I liked that scene. It had the right deftness and briskness to suggest Amelie herself constructing the pastiche of internal mania with a coy self deprecation, as if to say sweetly, “Yes, it’s loony, but haven’t you done it too?”

Loony or not, girl brain almost always manifests in the absence or maddening silence of a man. Any situation where uncertain possibilities present themselves is an instant opportunity for our ever-active brains to fill in the gaps (naturally as colorfully as possible) until the man acts or speaks, providing us further data to mull over.

I had been mercifully spared of this affliction until recently, as nary a possible prospect was on the horizon (except with liberal stretches of the imagination). It was great. I walked the streets of San Francisco home from work to BART each night, my head busy with the latest baby garment to knit or who I needed to email next for some ongoing task with the book.
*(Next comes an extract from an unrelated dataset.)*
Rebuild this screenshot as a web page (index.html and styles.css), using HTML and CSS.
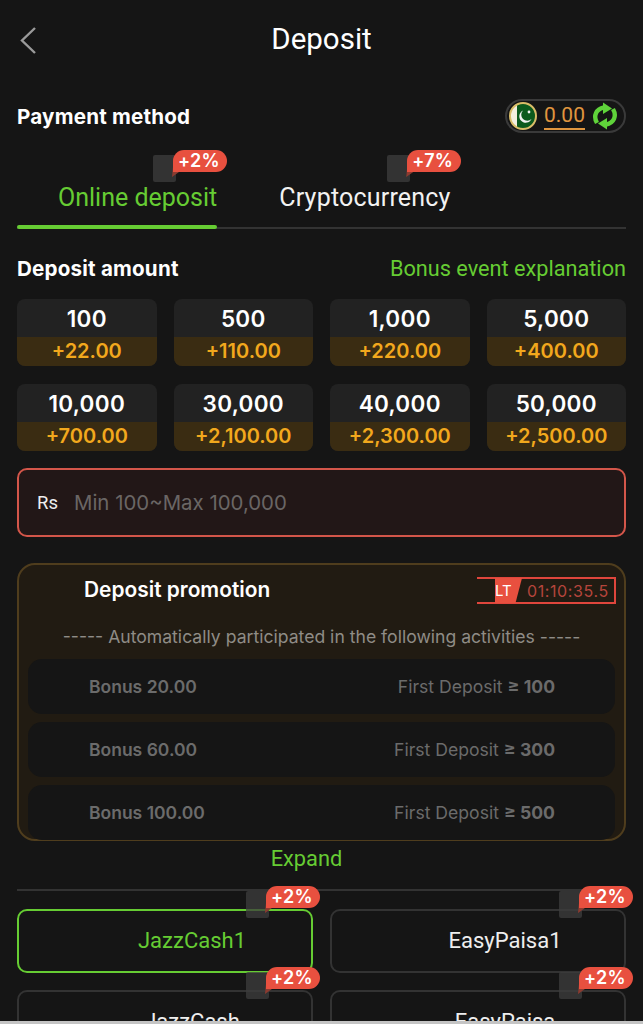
FILE: index.html
```html
<!DOCTYPE html>
<html lang="en">
<head>
  <meta charset="UTF-8">
  <meta name="viewport" content="width=device-width, initial-scale=1" />
  <title>Deposit</title>
  <link rel="stylesheet" href="styles.css">
</head>
<body>
<div id="page">
  <div id="header">
    <svg class="back-icon" width="20" height="30" viewBox="0 0 20 30"><path d="M17 3 L4 15.5 L17 28" fill="none" stroke="#9a9a9a" stroke-width="2.4"/></svg>
    <span class="header-title">Deposit</span>
  </div>

  <div class="row-between method-row">
    <span class="section-title">Payment method</span>
    <div class="balance">
      <svg class="flag" width="30" height="30" viewBox="0 0 30 30">
        <defs><clipPath id="flag-clip"><circle cx="15" cy="15" r="13"/></clipPath></defs>
        <g clip-path="url(#flag-clip)">
          <rect width="30" height="30" fill="#0c5a1d"/>
          <rect width="9" height="30" fill="#f3efdf"/>
        </g>
        <circle cx="15" cy="15" r="13" fill="none" stroke="#d9bd68" stroke-width="2"/>
        <path d="M15 9.5 A6.4 6.4 0 1 0 23.5 18 A5.6 5.6 0 0 1 15 9.5 Z" fill="#f2f2f2"/>
        <circle cx="21" cy="11" r="1.4" fill="#f2f2f2"/>
      </svg>
      <span class="balance-value">0.00</span>
      <svg class="refresh" width="26" height="28" viewBox="0 0 26 28">
        <path d="M5 21 C1 14 4 7 12 5.5" fill="none" stroke="#5fd33a" stroke-width="4.4"/>
        <path d="M11 0.5 L20 6.5 L11 12 Z" fill="#5fd33a"/>
        <path d="M21 7 C25 14 22 21 14 22.5" fill="none" stroke="#5fd33a" stroke-width="4.4"/>
        <path d="M15 16 L6 21.5 L15 27.5 Z" fill="#5fd33a"/>
      </svg>
    </div>
  </div>

  <div id="tabs">
    <div class="tab active">
      <span class="ribbon"><span class="ribbon-box"></span><span class="ribbon-fold"></span><span class="ribbon-tag">+2%</span></span>
      Online deposit
    </div>
    <div class="tab">
      <span class="ribbon"><span class="ribbon-box"></span><span class="ribbon-fold"></span><span class="ribbon-tag">+7%</span></span>
      Cryptocurrency
    </div>
  </div>

  <div class="row-between amount-row">
    <span class="section-title">Deposit amount</span>
    <span class="bonus-link">Bonus event explanation</span>
  </div>

  <div id="amounts">
    <div class="amount"><div class="amount-top">100</div><div class="amount-bonus">+22.00</div></div>
    <div class="amount"><div class="amount-top">500</div><div class="amount-bonus">+110.00</div></div>
    <div class="amount"><div class="amount-top">1,000</div><div class="amount-bonus">+220.00</div></div>
    <div class="amount"><div class="amount-top">5,000</div><div class="amount-bonus">+400.00</div></div>
    <div class="amount"><div class="amount-top">10,000</div><div class="amount-bonus">+700.00</div></div>
    <div class="amount"><div class="amount-top">30,000</div><div class="amount-bonus">+2,100.00</div></div>
    <div class="amount"><div class="amount-top">40,000</div><div class="amount-bonus">+2,300.00</div></div>
    <div class="amount"><div class="amount-top">50,000</div><div class="amount-bonus">+2,500.00</div></div>
  </div>

  <div id="amount-input">
    <span class="currency">Rs</span>
    <span class="placeholder">Min 100~Max 100,000</span>
  </div>

  <div id="promo">
    <div class="promo-head">
      <span class="promo-title">Deposit promotion</span>
      <div class="timer">
        <span class="timer-tag">LT</span>
        <span class="timer-value">01:10:35.5</span>
      </div>
    </div>
    <div class="promo-note"><span class="dashes">-----</span> Automatically participated in the following activities <span class="dashes">-----</span></div>
    <div class="promo-item"><span class="promo-bonus">Bonus 20.00</span><span class="promo-cond">First Deposit <b>≥ 100</b></span></div>
    <div class="promo-item"><span class="promo-bonus">Bonus 60.00</span><span class="promo-cond">First Deposit <b>≥ 300</b></span></div>
    <div class="promo-item"><span class="promo-bonus">Bonus 100.00</span><span class="promo-cond">First Deposit <b>≥ 500</b></span></div>
  </div>

  <div class="expand">Expand</div>

  <div id="channels">
    <div class="channel active">
      <span class="ribbon"><span class="ribbon-box"></span><span class="ribbon-fold"></span><span class="ribbon-tag">+2%</span></span>
      JazzCash1
    </div>
    <div class="channel">
      <span class="ribbon"><span class="ribbon-box"></span><span class="ribbon-fold"></span><span class="ribbon-tag">+2%</span></span>
      EasyPaisa1
    </div>
    <div class="channel">
      <span class="ribbon"><span class="ribbon-box"></span><span class="ribbon-fold"></span><span class="ribbon-tag">+2%</span></span>
      JazzCash
    </div>
    <div class="channel">
      <span class="ribbon"><span class="ribbon-box"></span><span class="ribbon-fold"></span><span class="ribbon-tag">+2%</span></span>
      EasyPaisa
    </div>
  </div>
</div>
</body>
</html>
```

FILE: styles.css
```css
html, body {
  margin: 0;
  height: 100%;
  background: #151515;
}
#page {
  height: 1024px;
  overflow: hidden;
  padding: 0 17px;
  box-sizing: border-box;
  background: #151515;
  border-bottom: 3px solid #c4c4c4;
  color: #fff;
  font-family: Inter, sans-serif;
}
#header {
  position: relative;
  height: 80px;
  display: flex;
  align-items: center;
  justify-content: center;
}
.back-icon {
  position: absolute;
  left: 1px;
  top: 25px;
}
.header-title {
  font-family: Roboto, sans-serif;
  font-size: 29.5px;
  line-height: 80px;
  margin-top: -2px;
}
.row-between {
  display: flex;
  justify-content: space-between;
  align-items: center;
}
.method-row {
  height: 34px;
  margin-top: 19px;
}
.section-title {
  font-size: 20.6px;
  font-weight: 700;
  letter-spacing: 0.2px;
}
.balance {
  width: 121px;
  height: 34px;
  box-sizing: border-box;
  border: 2px solid #3a3a3a;
  border-radius: 17px;
  display: flex;
  align-items: center;
  padding-left: 1px;
  gap: 6px;
}
.flag {
  flex: none;
}
.balance-value {
  color: #e0963f;
  font-family: Roboto, sans-serif;
  font-size: 21px;
  line-height: 25px;
  border-bottom: 2px solid #e0963f;
  width: 41px;
}
.refresh {
  flex: none;
  margin-left: 1px;
}
#tabs {
  display: flex;
  gap: 62px;
  height: 79px;
  padding-left: 41px;
  margin-top: 17px;
  position: relative;
  border-bottom: 2px solid #333;
  box-sizing: border-box;
}
.tab {
  position: relative;
  font-family: Roboto, sans-serif;
  font-size: 25px;
  padding-top: 32px;
  line-height: 32px;
  color: #f2f2f2;
}
.tab + .tab {
  letter-spacing: 0.2px;
}
.tab.active {
  color: #66cc33;
}
.tab.active::after {
  content: "";
  position: absolute;
  left: -41px;
  right: 0;
  bottom: -2px;
  height: 4px;
  border-radius: 2px;
  background: #66cc33;
}
.ribbon {
  position: absolute;
  display: block;
  width: 74px;
  height: 32px;
  letter-spacing: 0;
}
.tab .ribbon {
  left: 95px;
  top: 0;
}
.tab + .tab .ribbon {
  left: 108px;
}
.ribbon-box {
  position: absolute;
  left: 0;
  top: 5px;
  width: 23px;
  height: 27px;
  background: rgba(62, 62, 62, 0.75);
  border-radius: 2px;
}
.ribbon-fold {
  position: absolute;
  left: 19px;
  top: 6px;
  width: 7px;
  height: 21px;
  background: #8c3b30;
  clip-path: polygon(30% 0, 100% 0, 100% 76%, 0 100%);
}
.ribbon-tag {
  position: absolute;
  left: 20px;
  top: 0;
  width: 54px;
  height: 22px;
  box-sizing: border-box;
  padding-left: 5px;
  border-radius: 11px 11px 11px 0;
  background: #e8503f;
  font-family: Inter, sans-serif;
  font-size: 18px;
  font-weight: 600;
  letter-spacing: 0.3px;
  line-height: 22px;
  color: #fff;
  white-space: nowrap;
}
.amount-row {
  height: 30px;
  margin-top: 24px;
}
.bonus-link {
  font-size: 21.7px;
  color: #66cc33;
  font-family: Roboto, sans-serif;
}
#amounts {
  display: grid;
  grid-template-columns: repeat(4, 1fr);
  gap: 18px 17px;
  margin-top: 16px;
}
.amount {
  height: 67px;
  border-radius: 8px;
  overflow: hidden;
  background: #222;
  text-align: center;
}
.amount-top {
  height: 38px;
  font-size: 22.5px;
  font-weight: 600;
  letter-spacing: 0.3px;
  line-height: 39px;
}
.amount-bonus {
  height: 29px;
  background: #3a2c12;
  color: #f2a81d;
  font-size: 20px;
  font-weight: 600;
  line-height: 29px;
}
#amount-input {
  height: 69px;
  margin-top: 17px;
  box-sizing: border-box;
  border: 2px solid #d3564a;
  border-radius: 10px;
  background: #221717;
  display: flex;
  align-items: center;
  padding-left: 18px;
}
.currency {
  font-family: Roboto, sans-serif;
  font-size: 18.5px;
  color: #eee;
  width: 37px;
}
.placeholder {
  font-family: Inter, sans-serif;
  font-size: 20.4px;
  color: #6a6665;
}
#promo {
  height: 278px;
  margin-top: 26px;
  box-sizing: border-box;
  border: 2px solid #4f3d1d;
  border-radius: 18px;
  background: #211b12;
  padding: 0 9px;
}
.promo-head {
  position: relative;
  height: 48px;
  padding-left: 56px;
  display: flex;
  align-items: center;
}
.promo-title {
  font-size: 20.9px;
  font-weight: 600;
}
.timer {
  position: absolute;
  right: -1px;
  top: 12px;
  width: 139px;
  height: 27px;
  box-sizing: border-box;
  border: 2px solid #e0463c;
  border-left: none;
  display: flex;
  align-items: center;
}
.timer-tag {
  margin-left: 18px;
  width: 24px;
  height: 25px;
  background: #e8503f;
  clip-path: polygon(0 0, 100% 0, 76% 100%, 0 100%);
  padding-right: 3px;
  font-size: 15px;
  line-height: 25px;
  color: #fff;
}
.timer-value {
  margin-left: 5px;
  color: #b5453c;
  font-size: 16px;
  letter-spacing: 0.6px;
}
.promo-note {
  height: 45px;
  font-size: 17.6px;
  line-height: 45px;
  color: #8f8c86;
  text-align: center;
  white-space: nowrap;
  margin-top: 1px;
}
.promo-item {
  height: 55px;
  margin-bottom: 8px;
  border-radius: 14px;
  background: #151515;
  display: flex;
  justify-content: space-between;
  align-items: center;
  padding: 0 60px 0 61px;
  color: #6b6b6b;
}
.promo-bonus {
  font-size: 17.5px;
  font-weight: 600;
}
.promo-cond {
  font-size: 17.6px;
}
.promo-cond b {
  font-weight: 700;
}
.expand {
  text-align: center;
  color: #66cc33;
  font-family: Roboto, sans-serif;
  font-size: 21.8px;
  line-height: 34px;
  margin-top: 1px;
  padding-right: 30px;
  border-bottom: 2px solid #333;
  height: 49px;
  box-sizing: border-box;
}
#channels {
  display: grid;
  grid-template-columns: 1fr 1fr;
  gap: 17px 17px;
  margin-top: 18px;
}
.channel {
  position: relative;
  height: 64px;
  box-sizing: border-box;
  border: 2px solid #333;
  border-radius: 10px;
  font-family: Roboto, sans-serif;
  font-size: 22px;
  line-height: 60px;
  text-align: center;
  color: #eee;
  padding-left: 54px;
}
.channel.active {
  border-color: #66cc33;
  color: #66cc33;
}
.channel .ribbon {
  right: -9px;
  top: -25px;
  line-height: normal;
  text-align: left;
}
```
Although I’ve decided to let myself actually look at the rotating line-up of four wedding dresses I always pass in a shop along Columbus, I’ve generally had a nice long stretch of calm deep breaths and peacefully savored foggy evenings.

Enter my recently married cousin, whom I saw at the end of a business trip last month. Barely one day into our visit, and she declared me in romantic hiding, which she suggested might be tackled by exploring internet dating.

I’ll admit I haven’t exactly been trying to crash every possible party that fills my housemates’ busy social lives, but neither have I been cultivating a shrewish tone with men, pretending to own several litters of cats, or finding other ways to become a SuperSpinster.

Still, I decided she might have a point.

Since this region isn’t exactly known for its seminaries and Jesus freaks, I decided to take her up on it, short of actually putting down money for said services. While this has so far yielded plenty of writing fodder, it’s also — alas — renewed the risk of girl brain (gulp).

Take the guy whom I’ll call e-Prospect #1. If it weren’t bad enough that we started contact shortly before a trip he took (a chance for wild speculation based on his email address), we subsequently resumed contact, briefly but promisingly, which Christmas and New Year’s then interrupted further.

And since he’d apparently rather IM than email, I’m now in the girl-brain hell of logging into a chat program to try figure out when he goes online (at work, in the evenings, or when he’s waiting for laundry to dry?), and then pondering whether or not to IM him or maintain a diffident distance so he can be the one to say hi.

You’d think that after the last romantic ______ (for which I still can’t find words appropriate), I’d be warier of wading back into IM ambiguity. And I am, but with a few hundred miles between us, I’m unlikely to break through that unless my forthcoming trip to see relatives (who just happen to live in e-Prospect #1’s town) leads to a coffee date or something. Assuming of course, that we actually “talk” again and I have a chance to casually mention said trip.

Until then, I guess I’ll just have to assume that laptops aren’t allowed in the mujahidin.